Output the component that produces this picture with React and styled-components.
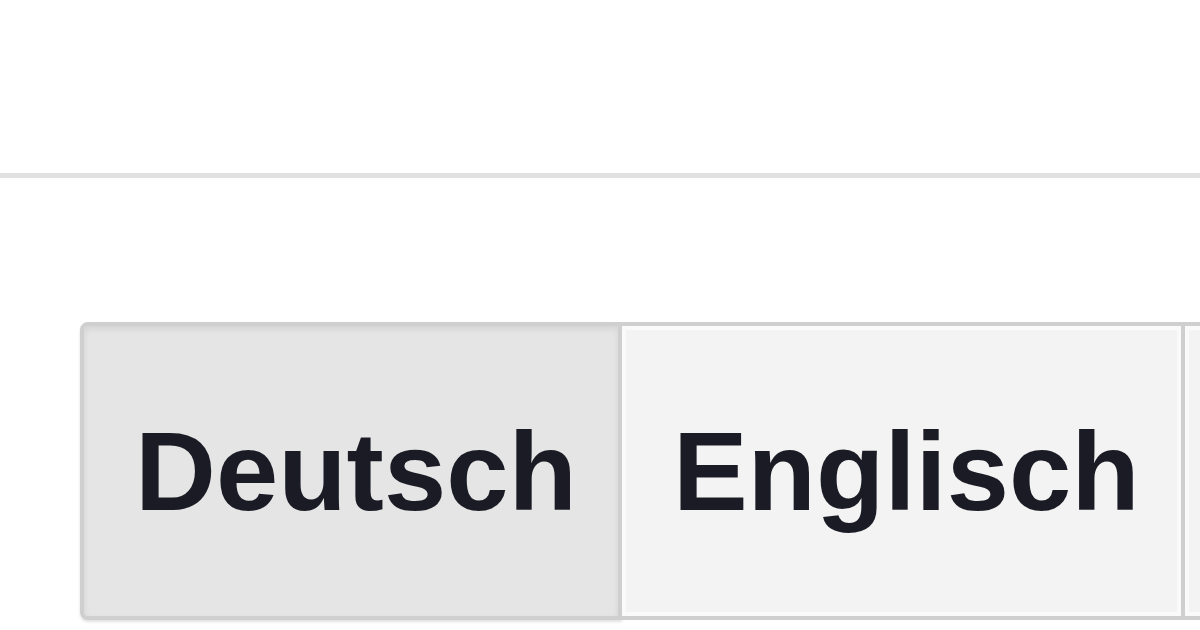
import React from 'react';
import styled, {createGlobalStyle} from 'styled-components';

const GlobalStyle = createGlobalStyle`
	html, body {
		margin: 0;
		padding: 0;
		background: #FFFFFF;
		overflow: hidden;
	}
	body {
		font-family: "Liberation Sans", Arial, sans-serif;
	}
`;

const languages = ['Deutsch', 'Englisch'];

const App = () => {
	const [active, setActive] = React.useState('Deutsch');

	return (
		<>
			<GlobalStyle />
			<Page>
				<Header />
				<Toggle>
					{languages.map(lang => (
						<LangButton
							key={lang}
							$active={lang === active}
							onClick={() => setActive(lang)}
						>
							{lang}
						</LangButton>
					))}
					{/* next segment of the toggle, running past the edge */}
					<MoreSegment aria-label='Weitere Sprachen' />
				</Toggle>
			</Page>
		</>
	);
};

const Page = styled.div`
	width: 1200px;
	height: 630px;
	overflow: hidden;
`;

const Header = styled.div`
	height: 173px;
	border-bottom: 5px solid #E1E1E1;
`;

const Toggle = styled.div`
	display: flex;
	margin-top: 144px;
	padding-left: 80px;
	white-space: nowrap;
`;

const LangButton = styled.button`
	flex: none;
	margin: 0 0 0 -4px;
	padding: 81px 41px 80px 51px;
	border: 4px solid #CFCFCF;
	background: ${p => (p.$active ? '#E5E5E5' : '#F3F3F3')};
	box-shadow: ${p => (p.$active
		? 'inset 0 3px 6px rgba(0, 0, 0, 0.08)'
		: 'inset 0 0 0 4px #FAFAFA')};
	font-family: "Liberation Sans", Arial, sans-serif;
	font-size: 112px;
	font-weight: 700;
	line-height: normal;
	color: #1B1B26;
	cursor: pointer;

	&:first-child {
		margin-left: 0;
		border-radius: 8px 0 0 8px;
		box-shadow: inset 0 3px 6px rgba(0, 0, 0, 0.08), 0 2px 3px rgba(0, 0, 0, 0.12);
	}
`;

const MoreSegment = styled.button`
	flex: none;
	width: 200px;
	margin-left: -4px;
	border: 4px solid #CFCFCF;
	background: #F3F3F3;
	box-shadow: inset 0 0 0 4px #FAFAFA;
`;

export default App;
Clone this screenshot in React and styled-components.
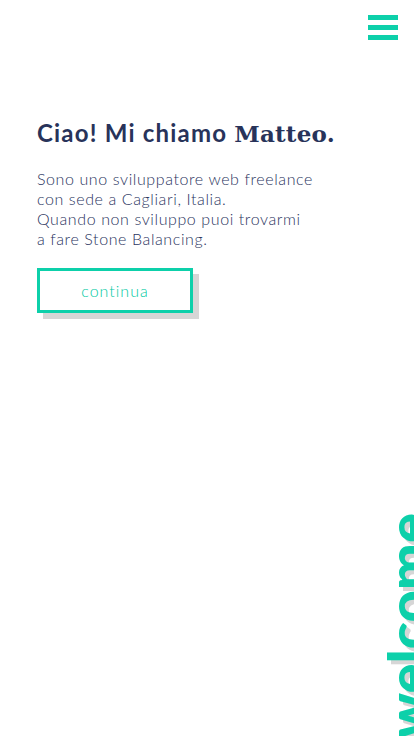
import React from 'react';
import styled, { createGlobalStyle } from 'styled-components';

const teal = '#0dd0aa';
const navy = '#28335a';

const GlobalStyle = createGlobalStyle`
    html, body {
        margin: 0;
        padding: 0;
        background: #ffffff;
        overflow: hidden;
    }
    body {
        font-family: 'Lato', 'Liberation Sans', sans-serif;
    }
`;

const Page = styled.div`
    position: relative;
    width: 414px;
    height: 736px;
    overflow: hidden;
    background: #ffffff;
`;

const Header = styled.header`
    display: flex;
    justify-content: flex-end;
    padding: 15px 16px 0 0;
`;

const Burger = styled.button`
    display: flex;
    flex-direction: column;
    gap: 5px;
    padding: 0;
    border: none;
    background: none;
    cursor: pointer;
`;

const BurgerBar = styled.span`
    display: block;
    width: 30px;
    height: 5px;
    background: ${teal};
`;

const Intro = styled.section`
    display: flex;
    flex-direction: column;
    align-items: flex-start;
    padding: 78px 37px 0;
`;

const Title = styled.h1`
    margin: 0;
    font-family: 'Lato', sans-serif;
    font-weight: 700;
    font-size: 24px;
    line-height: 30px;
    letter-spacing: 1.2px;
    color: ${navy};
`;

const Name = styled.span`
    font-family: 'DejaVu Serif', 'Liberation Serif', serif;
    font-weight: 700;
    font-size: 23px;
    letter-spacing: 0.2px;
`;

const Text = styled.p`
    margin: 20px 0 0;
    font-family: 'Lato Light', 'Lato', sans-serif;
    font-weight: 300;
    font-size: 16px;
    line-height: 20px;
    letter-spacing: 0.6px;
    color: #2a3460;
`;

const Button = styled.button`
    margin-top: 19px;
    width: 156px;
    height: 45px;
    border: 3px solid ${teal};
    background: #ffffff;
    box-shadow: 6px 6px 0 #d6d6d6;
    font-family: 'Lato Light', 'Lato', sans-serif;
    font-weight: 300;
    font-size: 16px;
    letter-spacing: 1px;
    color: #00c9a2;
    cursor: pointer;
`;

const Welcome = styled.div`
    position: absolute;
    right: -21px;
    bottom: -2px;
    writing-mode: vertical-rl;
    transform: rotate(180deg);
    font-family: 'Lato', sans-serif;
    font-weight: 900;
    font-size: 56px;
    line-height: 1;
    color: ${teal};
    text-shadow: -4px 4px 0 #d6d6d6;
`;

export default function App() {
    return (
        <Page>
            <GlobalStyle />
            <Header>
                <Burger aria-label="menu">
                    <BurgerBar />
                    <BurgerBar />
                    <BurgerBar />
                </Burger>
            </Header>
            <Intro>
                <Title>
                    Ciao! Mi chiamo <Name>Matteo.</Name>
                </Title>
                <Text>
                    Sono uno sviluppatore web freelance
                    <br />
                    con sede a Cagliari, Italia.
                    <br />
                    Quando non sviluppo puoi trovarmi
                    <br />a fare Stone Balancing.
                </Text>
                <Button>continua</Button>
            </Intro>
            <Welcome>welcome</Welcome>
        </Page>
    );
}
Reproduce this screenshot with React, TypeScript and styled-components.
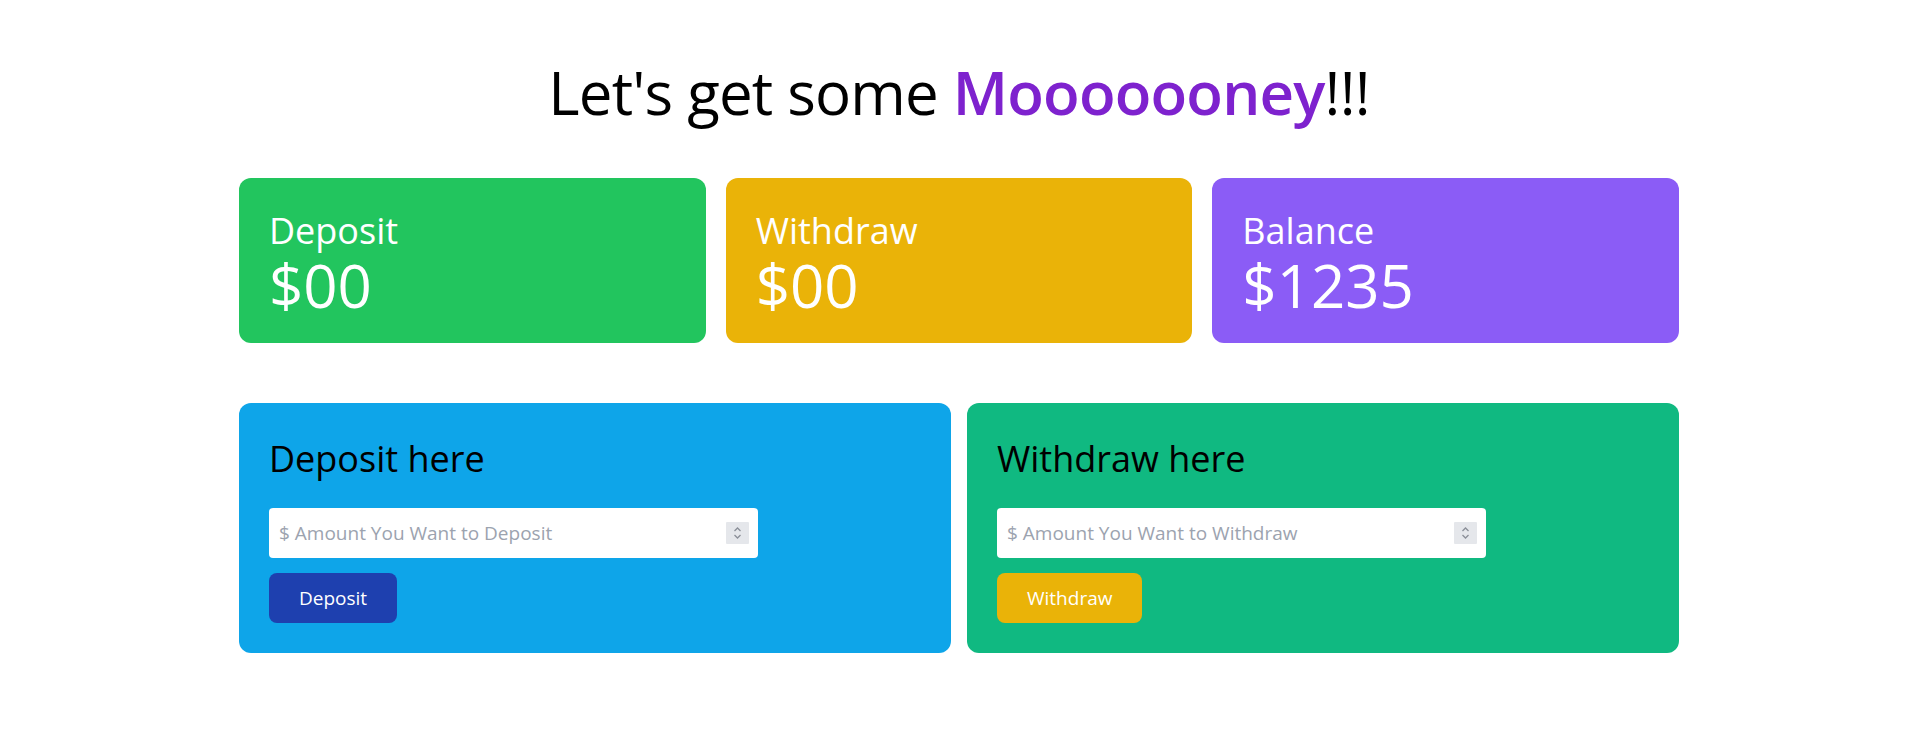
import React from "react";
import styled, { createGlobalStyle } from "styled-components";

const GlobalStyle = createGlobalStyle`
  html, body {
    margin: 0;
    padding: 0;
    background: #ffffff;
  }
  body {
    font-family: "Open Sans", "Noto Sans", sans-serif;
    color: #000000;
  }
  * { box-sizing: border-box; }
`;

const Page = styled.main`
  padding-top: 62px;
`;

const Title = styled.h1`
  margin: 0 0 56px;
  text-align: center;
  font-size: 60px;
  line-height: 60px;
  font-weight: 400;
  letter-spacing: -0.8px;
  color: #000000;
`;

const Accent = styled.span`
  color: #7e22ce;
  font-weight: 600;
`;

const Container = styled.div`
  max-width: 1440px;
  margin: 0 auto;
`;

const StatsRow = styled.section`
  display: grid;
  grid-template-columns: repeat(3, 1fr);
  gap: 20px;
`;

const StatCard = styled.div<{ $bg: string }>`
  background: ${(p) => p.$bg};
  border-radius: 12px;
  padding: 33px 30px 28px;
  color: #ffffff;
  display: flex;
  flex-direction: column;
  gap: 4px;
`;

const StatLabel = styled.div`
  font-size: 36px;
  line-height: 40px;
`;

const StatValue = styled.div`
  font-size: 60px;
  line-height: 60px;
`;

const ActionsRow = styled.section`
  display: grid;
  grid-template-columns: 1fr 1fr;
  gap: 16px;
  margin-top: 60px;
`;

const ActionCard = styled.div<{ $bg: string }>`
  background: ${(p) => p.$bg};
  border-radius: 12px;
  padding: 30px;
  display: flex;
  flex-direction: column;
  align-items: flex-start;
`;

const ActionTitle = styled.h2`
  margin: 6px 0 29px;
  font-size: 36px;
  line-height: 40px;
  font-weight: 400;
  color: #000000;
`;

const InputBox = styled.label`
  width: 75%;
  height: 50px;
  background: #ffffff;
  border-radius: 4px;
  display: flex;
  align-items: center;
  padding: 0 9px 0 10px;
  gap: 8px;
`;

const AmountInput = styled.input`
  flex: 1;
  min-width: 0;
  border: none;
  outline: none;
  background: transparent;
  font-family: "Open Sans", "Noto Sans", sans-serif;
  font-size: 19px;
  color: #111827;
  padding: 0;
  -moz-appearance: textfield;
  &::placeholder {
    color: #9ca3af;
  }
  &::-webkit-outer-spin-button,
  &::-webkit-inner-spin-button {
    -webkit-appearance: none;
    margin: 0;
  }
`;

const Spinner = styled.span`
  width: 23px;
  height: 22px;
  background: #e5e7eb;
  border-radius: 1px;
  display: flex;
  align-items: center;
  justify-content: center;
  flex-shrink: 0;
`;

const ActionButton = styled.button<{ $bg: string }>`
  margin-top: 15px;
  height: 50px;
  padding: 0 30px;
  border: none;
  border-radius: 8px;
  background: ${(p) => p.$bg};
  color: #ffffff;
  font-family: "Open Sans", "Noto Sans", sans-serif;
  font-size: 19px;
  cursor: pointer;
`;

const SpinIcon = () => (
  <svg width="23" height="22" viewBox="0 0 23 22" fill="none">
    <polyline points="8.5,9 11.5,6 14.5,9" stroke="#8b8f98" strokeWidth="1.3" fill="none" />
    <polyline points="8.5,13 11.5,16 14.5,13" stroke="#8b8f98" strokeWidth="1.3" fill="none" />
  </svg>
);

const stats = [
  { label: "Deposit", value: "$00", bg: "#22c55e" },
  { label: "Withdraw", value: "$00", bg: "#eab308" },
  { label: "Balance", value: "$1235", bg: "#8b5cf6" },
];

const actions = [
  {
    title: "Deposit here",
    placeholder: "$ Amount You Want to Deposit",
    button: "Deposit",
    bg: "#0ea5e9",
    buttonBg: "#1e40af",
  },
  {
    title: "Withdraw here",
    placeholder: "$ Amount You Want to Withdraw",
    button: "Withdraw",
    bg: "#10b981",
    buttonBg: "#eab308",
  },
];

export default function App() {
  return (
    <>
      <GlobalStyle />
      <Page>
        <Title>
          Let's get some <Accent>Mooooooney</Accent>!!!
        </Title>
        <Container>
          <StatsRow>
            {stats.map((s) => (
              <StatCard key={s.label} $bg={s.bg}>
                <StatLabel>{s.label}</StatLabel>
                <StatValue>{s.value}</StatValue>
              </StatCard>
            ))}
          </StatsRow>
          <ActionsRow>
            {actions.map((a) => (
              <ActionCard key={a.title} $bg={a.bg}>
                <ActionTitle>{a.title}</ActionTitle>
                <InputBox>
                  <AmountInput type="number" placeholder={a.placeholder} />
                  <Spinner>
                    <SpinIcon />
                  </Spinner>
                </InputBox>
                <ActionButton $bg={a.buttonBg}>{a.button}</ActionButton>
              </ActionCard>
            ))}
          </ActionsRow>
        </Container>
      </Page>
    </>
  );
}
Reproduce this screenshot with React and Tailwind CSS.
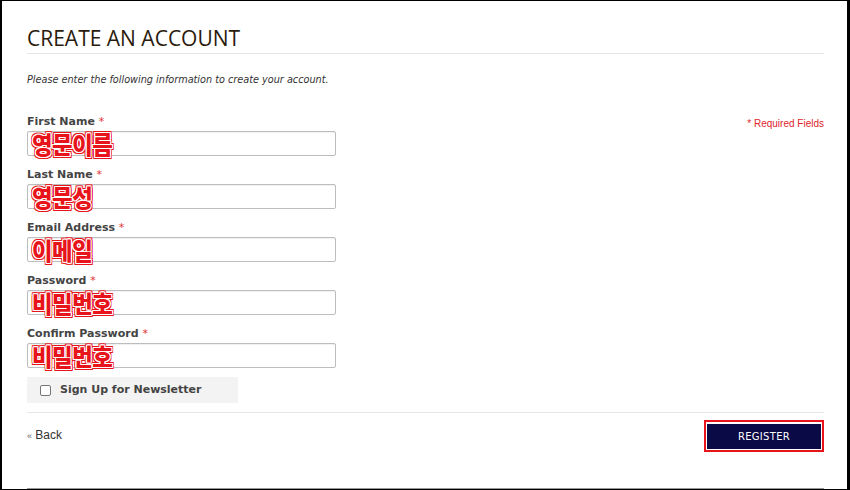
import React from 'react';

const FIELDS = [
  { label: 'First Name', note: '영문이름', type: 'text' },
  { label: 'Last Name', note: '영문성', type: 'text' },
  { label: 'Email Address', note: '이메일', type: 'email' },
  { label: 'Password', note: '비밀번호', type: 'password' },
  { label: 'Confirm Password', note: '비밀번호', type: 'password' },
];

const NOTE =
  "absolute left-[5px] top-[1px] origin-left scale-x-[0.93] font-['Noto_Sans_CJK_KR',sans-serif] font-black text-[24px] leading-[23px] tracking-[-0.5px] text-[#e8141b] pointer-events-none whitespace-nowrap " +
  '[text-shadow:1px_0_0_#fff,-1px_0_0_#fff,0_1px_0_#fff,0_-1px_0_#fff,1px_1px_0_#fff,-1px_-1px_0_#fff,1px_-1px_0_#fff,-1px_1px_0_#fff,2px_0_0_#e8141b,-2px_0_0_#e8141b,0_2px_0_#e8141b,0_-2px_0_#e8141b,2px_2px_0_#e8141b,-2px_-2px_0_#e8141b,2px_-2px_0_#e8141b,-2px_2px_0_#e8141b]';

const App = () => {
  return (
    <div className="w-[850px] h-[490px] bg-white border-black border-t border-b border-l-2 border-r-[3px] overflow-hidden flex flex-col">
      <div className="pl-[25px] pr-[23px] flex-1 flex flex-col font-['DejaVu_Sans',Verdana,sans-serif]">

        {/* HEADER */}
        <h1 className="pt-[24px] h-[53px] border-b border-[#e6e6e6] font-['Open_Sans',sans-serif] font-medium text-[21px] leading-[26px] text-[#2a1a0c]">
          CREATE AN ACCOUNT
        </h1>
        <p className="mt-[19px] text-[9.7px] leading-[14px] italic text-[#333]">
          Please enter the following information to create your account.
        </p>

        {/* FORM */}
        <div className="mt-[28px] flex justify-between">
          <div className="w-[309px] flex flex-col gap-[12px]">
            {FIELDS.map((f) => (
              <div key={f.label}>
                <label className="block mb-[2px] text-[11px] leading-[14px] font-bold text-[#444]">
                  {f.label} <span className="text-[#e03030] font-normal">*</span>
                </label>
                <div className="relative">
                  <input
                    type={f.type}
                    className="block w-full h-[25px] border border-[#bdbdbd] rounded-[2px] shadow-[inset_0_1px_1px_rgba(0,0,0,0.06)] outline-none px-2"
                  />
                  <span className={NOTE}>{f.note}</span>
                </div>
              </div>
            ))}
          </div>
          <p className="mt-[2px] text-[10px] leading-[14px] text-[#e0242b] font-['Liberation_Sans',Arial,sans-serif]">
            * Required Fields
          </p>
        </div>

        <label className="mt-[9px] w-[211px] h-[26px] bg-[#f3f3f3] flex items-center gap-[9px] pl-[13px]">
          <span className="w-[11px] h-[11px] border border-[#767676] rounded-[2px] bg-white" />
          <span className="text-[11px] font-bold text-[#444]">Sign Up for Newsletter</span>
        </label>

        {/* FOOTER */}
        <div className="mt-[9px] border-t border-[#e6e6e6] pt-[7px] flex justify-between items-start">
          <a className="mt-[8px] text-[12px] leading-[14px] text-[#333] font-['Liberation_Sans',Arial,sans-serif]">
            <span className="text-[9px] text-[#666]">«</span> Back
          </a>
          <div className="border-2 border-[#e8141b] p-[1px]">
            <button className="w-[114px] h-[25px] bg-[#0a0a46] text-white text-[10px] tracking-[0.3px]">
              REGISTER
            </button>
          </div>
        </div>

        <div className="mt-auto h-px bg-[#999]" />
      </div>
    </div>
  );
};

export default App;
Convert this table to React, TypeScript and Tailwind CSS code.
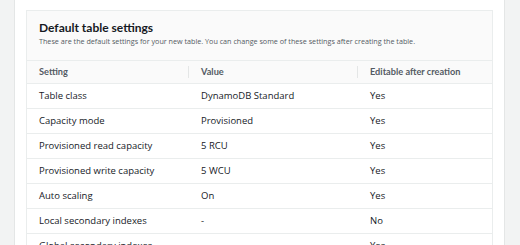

-- -- --

#### Stated goal
Only the number is wanted: how many lines contain the string "components"?

#### Output below
6